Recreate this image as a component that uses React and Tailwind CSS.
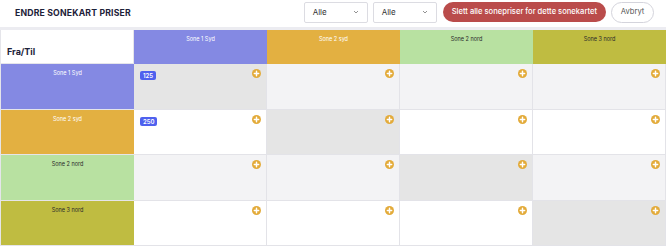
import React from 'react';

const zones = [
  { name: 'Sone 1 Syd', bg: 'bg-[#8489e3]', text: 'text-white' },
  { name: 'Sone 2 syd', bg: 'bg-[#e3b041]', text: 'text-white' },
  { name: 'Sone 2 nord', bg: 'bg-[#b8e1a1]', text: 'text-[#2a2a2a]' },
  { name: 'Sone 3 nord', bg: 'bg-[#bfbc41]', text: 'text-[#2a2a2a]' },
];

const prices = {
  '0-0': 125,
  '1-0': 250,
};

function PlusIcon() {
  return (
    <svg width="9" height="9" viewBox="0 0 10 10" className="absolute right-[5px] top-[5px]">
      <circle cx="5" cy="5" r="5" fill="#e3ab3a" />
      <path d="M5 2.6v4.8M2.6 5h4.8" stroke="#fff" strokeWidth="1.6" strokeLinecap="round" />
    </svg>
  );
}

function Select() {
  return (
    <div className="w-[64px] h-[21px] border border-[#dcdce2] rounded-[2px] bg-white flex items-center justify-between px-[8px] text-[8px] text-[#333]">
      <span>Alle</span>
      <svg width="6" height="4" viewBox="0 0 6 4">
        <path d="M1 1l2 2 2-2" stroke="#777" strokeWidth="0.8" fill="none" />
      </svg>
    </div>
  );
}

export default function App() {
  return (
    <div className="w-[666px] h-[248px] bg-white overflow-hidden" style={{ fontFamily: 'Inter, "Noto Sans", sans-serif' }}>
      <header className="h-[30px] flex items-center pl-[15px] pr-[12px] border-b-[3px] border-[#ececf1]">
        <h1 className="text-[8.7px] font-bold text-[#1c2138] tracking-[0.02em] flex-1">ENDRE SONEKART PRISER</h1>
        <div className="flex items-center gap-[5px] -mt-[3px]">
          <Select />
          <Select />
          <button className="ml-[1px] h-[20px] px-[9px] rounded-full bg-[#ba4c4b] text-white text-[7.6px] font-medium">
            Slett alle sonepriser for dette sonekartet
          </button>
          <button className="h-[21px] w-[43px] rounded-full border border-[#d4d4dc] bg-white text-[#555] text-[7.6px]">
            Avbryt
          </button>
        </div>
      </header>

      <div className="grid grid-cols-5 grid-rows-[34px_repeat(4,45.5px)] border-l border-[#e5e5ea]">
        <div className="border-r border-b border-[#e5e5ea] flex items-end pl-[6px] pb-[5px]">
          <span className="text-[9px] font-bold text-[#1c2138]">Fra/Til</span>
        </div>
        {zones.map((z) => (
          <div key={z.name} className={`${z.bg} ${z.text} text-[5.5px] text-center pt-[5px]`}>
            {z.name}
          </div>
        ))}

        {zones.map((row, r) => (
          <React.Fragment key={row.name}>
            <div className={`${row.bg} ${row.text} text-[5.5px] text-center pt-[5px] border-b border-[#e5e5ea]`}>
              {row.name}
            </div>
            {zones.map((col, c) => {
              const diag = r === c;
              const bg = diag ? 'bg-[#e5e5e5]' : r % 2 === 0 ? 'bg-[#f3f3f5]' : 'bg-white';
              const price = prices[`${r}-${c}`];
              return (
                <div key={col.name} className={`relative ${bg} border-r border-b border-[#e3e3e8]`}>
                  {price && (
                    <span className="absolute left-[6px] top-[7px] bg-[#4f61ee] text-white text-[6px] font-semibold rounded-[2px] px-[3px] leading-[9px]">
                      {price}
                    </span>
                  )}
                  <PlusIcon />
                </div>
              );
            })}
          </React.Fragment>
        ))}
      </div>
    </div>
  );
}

* * * * * * *

TASK PROMPT:
In the copy, include no pictures; restate the listing above exactly.

FINISHED ANSWER:
Recreate this image as a component that uses React and Tailwind CSS.
import React from 'react';

const zones = [
  { name: 'Sone 1 Syd', bg: 'bg-[#8489e3]', text: 'text-white' },
  { name: 'Sone 2 syd', bg: 'bg-[#e3b041]', text: 'text-white' },
  { name: 'Sone 2 nord', bg: 'bg-[#b8e1a1]', text: 'text-[#2a2a2a]' },
  { name: 'Sone 3 nord', bg: 'bg-[#bfbc41]', text: 'text-[#2a2a2a]' },
];

const prices = {
  '0-0': 125,
  '1-0': 250,
};

function PlusIcon() {
  return (
    <svg width="9" height="9" viewBox="0 0 10 10" className="absolute right-[5px] top-[5px]">
      <circle cx="5" cy="5" r="5" fill="#e3ab3a" />
      <path d="M5 2.6v4.8M2.6 5h4.8" stroke="#fff" strokeWidth="1.6" strokeLinecap="round" />
    </svg>
  );
}

function Select() {
  return (
    <div className="w-[64px] h-[21px] border border-[#dcdce2] rounded-[2px] bg-white flex items-center justify-between px-[8px] text-[8px] text-[#333]">
      <span>Alle</span>
      <svg width="6" height="4" viewBox="0 0 6 4">
        <path d="M1 1l2 2 2-2" stroke="#777" strokeWidth="0.8" fill="none" />
      </svg>
    </div>
  );
}

export default function App() {
  return (
    <div className="w-[666px] h-[248px] bg-white overflow-hidden" style={{ fontFamily: 'Inter, "Noto Sans", sans-serif' }}>
      <header className="h-[30px] flex items-center pl-[15px] pr-[12px] border-b-[3px] border-[#ececf1]">
        <h1 className="text-[8.7px] font-bold text-[#1c2138] tracking-[0.02em] flex-1">ENDRE SONEKART PRISER</h1>
        <div className="flex items-center gap-[5px] -mt-[3px]">
          <Select />
          <Select />
          <button className="ml-[1px] h-[20px] px-[9px] rounded-full bg-[#ba4c4b] text-white text-[7.6px] font-medium">
            Slett alle sonepriser for dette sonekartet
          </button>
          <button className="h-[21px] w-[43px] rounded-full border border-[#d4d4dc] bg-white text-[#555] text-[7.6px]">
            Avbryt
          </button>
        </div>
      </header>

      <div className="grid grid-cols-5 grid-rows-[34px_repeat(4,45.5px)] border-l border-[#e5e5ea]">
        <div className="border-r border-b border-[#e5e5ea] flex items-end pl-[6px] pb-[5px]">
          <span className="text-[9px] font-bold text-[#1c2138]">Fra/Til</span>
        </div>
        {zones.map((z) => (
          <div key={z.name} className={`${z.bg} ${z.text} text-[5.5px] text-center pt-[5px]`}>
            {z.name}
          </div>
        ))}

        {zones.map((row, r) => (
          <React.Fragment key={row.name}>
            <div className={`${row.bg} ${row.text} text-[5.5px] text-center pt-[5px] border-b border-[#e5e5ea]`}>
              {row.name}
            </div>
            {zones.map((col, c) => {
              const diag = r === c;
              const bg = diag ? 'bg-[#e5e5e5]' : r % 2 === 0 ? 'bg-[#f3f3f5]' : 'bg-white';
              const price = prices[`${r}-${c}`];
              return (
                <div key={col.name} className={`relative ${bg} border-r border-b border-[#e3e3e8]`}>
                  {price && (
                    <span className="absolute left-[6px] top-[7px] bg-[#4f61ee] text-white text-[6px] font-semibold rounded-[2px] px-[3px] leading-[9px]">
                      {price}
                    </span>
                  )}
                  <PlusIcon />
                </div>
              );
            })}
          </React.Fragment>
        ))}
      </div>
    </div>
  );
}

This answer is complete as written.